If this shows how the sea approaches life
in its propensity to feed as animal entire,
then sharks are comforts, feet are terrified,
but they vacation in the mystery and why not?
Who knows whether the sea heals or corrodes?:
what the sun burns up of it, the moon puts back.
I like this poem, even if the poet refers to sharks in the same tired old cliche, focusing in on them being little more than old, efficient forms of appetite. Old, indeed. The poem is from Dugan's Poems Seven, new and complete poetry (2001). Robert Pinksy, writing a review in New York Times Book Review, says the following: "Logic and abstraction in these poems deflate moral poses and orations.

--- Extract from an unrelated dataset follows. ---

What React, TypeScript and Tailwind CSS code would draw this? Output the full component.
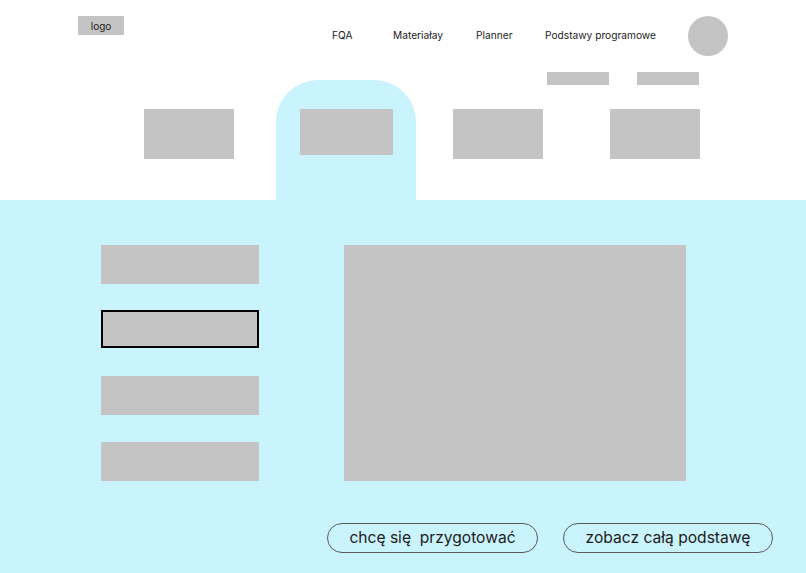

In Plague of Dead Sharks, Dugan takes up the old idea of mutability, in an image that is both traditional and characteristic … The blunt, plain built / for winning has Dugan's eccentric, impatient economy, and his love for downright words of one syllable energizes and threw up what was left to stink and dry. In another kind of language, a pungent, Latinate precision, the poem considers the consuming sea's propensity to feed as animal entire. The willingness to generalize and generate logical finalities in this case expresses itself not in a moral summary but in a question and an Orphic statement: Who knows whether the sea heals or corrodes?: what the sun burns up of it, the moon puts back. The outlandish punctuation, question mark followed by colon, indicates the way this resolution hovers between the elemental and the unknowable."
I suppose any shark poem is better than no shark poem. It will be interesting to see what poets will ever do with the subject matter if they can step away from their blinders/ fear/ what have you and write about the shark with a little more creativity.